▶ _Do this_
Provide nothing beyond the count of lines that include the string "screenshot".

▶ _Material for this exercise_
---

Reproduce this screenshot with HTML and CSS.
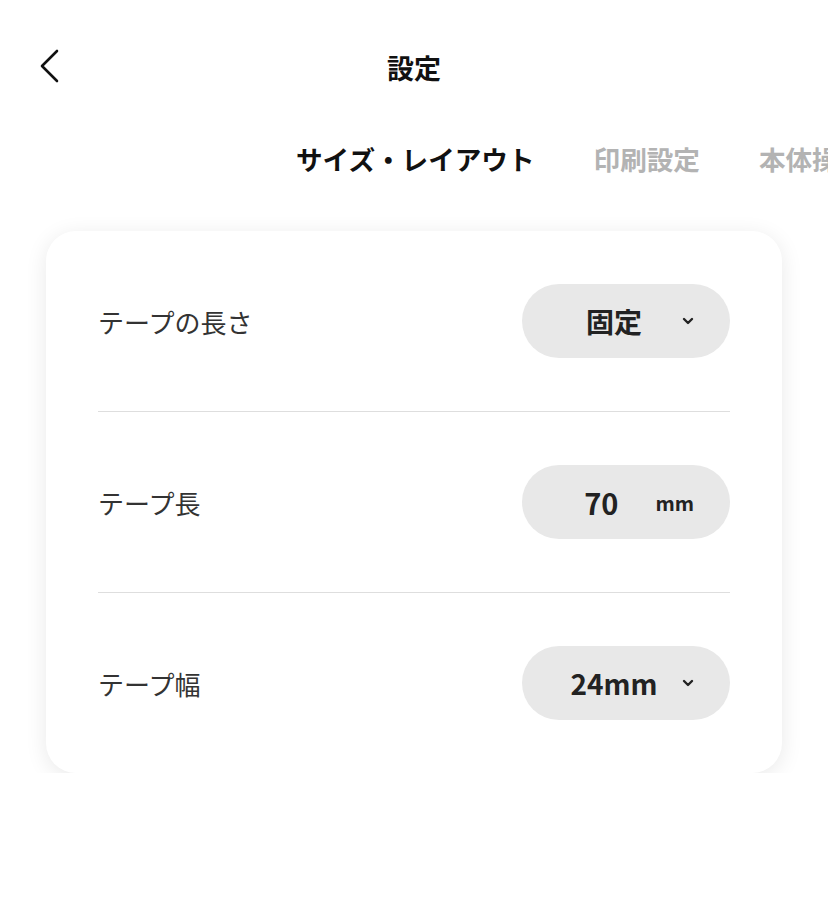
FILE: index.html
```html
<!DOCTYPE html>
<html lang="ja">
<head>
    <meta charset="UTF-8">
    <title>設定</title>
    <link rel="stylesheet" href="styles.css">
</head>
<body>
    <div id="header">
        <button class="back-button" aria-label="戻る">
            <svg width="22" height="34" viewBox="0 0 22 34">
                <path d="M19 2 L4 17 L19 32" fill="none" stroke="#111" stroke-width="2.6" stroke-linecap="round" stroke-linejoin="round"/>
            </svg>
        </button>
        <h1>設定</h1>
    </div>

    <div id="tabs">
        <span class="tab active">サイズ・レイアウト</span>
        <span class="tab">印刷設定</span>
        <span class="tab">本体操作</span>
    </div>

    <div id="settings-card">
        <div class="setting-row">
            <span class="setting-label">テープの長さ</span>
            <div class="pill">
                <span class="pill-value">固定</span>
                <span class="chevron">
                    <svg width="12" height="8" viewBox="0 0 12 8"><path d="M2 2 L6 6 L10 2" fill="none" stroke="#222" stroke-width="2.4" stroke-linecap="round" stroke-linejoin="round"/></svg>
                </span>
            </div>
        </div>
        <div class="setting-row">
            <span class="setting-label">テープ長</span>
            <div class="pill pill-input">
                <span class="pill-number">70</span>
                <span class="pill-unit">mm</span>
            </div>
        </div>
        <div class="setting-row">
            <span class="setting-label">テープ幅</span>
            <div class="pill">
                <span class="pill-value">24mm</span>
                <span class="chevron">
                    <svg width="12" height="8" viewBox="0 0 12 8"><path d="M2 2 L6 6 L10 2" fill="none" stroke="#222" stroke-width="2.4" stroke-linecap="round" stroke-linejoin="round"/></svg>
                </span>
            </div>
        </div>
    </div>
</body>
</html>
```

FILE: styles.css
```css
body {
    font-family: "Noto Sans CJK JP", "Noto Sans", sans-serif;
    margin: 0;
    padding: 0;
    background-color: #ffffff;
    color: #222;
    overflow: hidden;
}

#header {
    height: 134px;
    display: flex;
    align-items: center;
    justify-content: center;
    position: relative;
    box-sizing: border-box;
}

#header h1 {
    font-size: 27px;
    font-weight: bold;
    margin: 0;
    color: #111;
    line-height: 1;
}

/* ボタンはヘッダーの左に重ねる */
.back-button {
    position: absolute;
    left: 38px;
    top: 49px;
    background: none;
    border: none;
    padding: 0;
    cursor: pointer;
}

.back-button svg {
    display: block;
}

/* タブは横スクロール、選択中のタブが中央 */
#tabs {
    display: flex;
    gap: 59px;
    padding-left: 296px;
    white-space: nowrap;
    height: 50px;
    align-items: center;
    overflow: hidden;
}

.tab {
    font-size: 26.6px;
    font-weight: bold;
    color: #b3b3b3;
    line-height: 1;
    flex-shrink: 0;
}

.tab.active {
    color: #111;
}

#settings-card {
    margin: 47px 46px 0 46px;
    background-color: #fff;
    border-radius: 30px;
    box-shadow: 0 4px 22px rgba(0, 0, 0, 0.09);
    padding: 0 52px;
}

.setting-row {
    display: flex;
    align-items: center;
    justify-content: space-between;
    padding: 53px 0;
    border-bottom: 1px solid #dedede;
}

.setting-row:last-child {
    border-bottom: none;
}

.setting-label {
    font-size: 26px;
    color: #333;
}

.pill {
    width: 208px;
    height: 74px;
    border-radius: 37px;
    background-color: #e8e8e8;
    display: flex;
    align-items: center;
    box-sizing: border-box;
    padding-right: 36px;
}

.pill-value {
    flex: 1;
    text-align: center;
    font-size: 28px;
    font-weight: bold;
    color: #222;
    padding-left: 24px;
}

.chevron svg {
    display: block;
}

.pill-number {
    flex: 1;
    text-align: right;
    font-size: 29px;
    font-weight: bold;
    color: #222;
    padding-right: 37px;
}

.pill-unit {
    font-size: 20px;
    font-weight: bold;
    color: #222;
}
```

---

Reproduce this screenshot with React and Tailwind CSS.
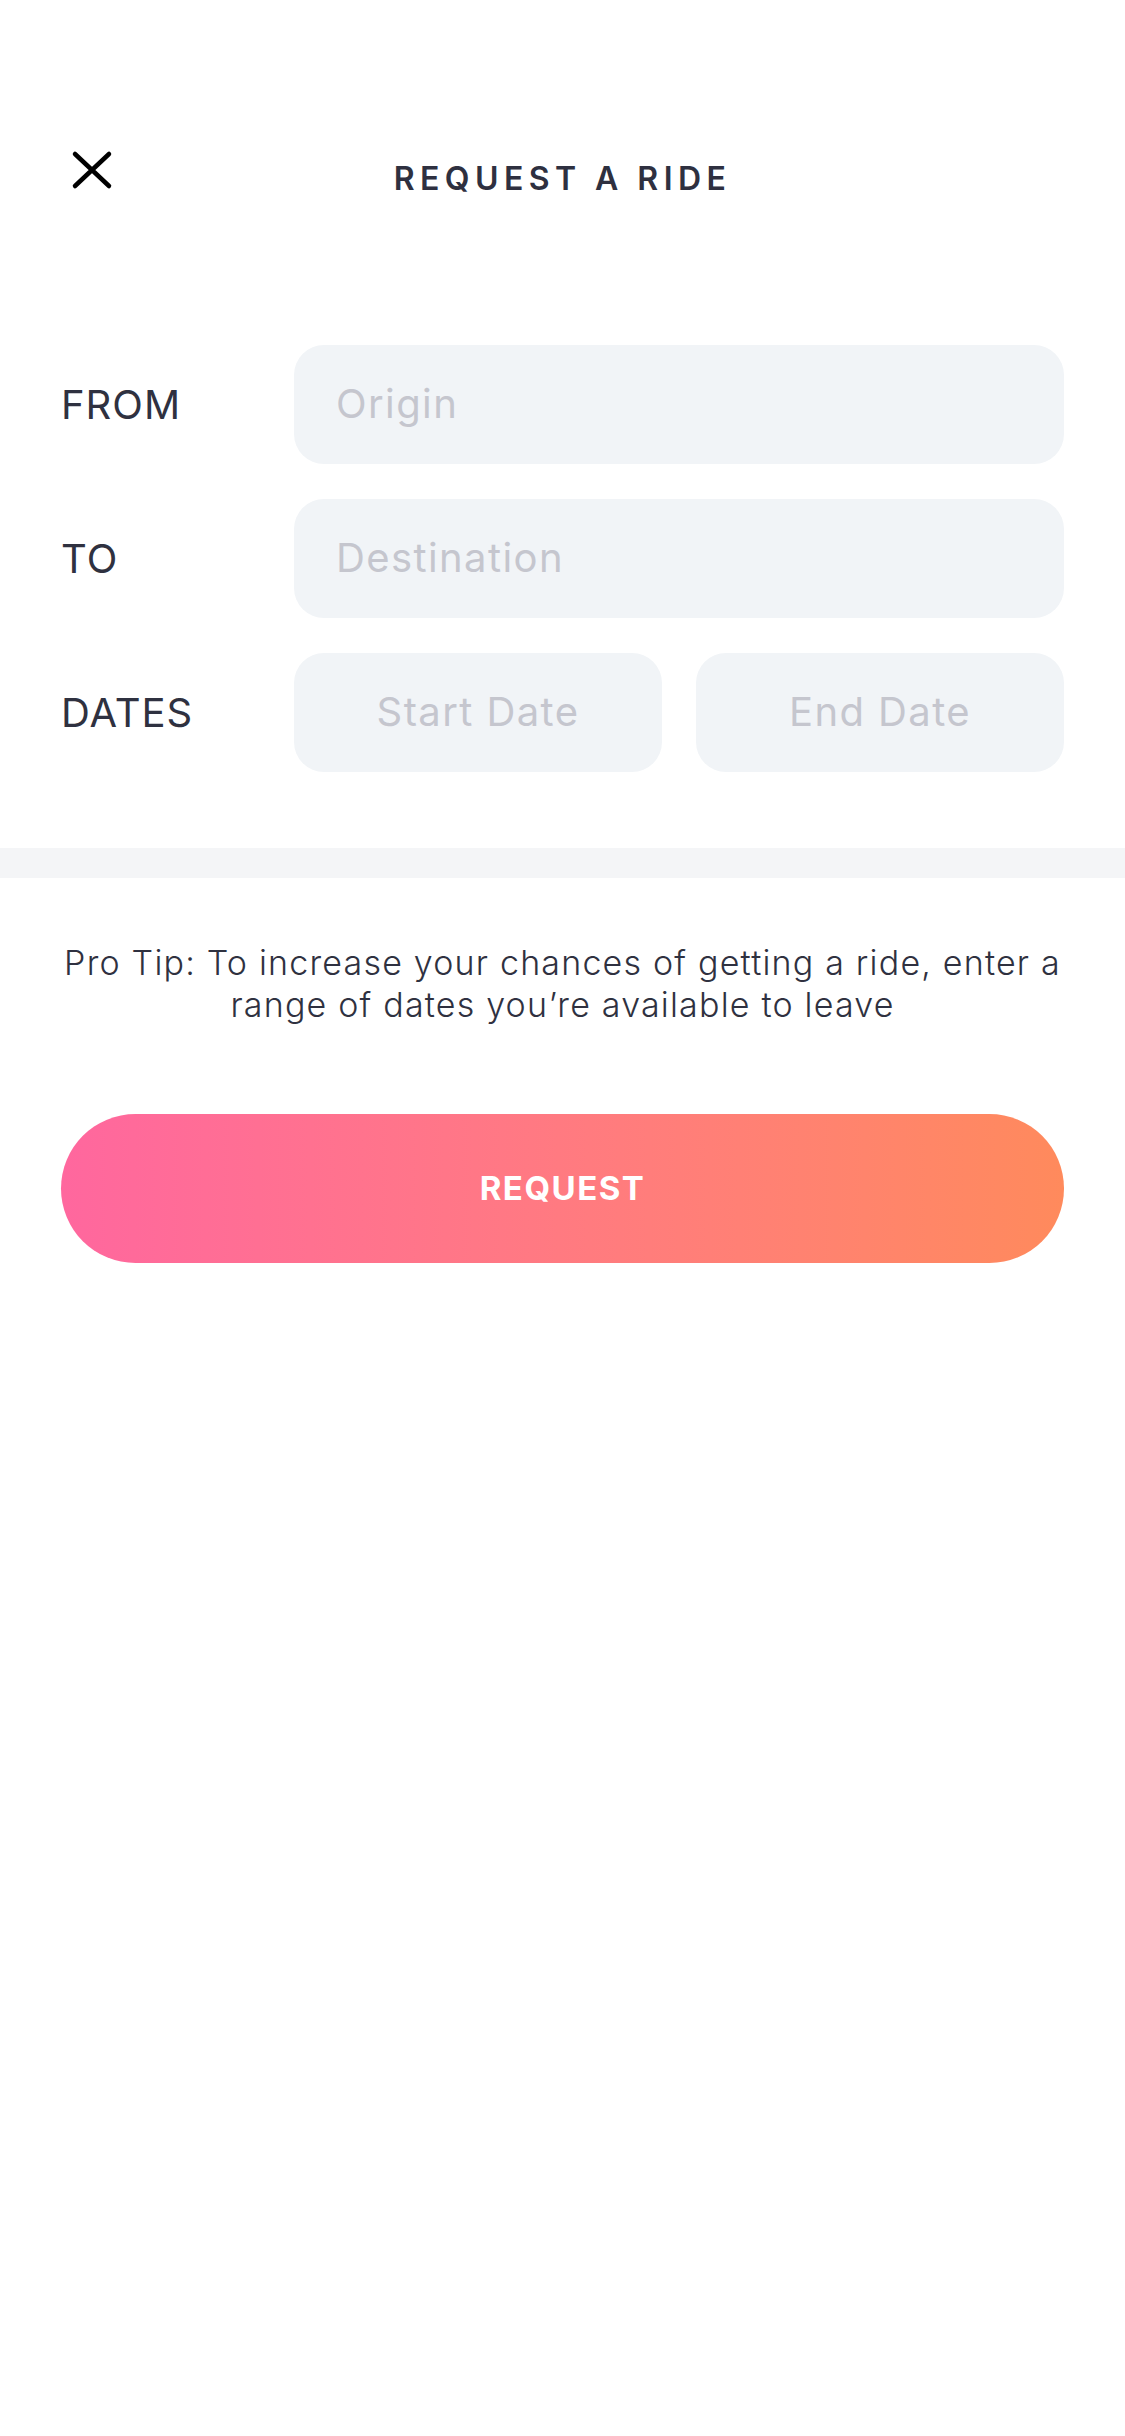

---

▶ _Response for this exercise_
2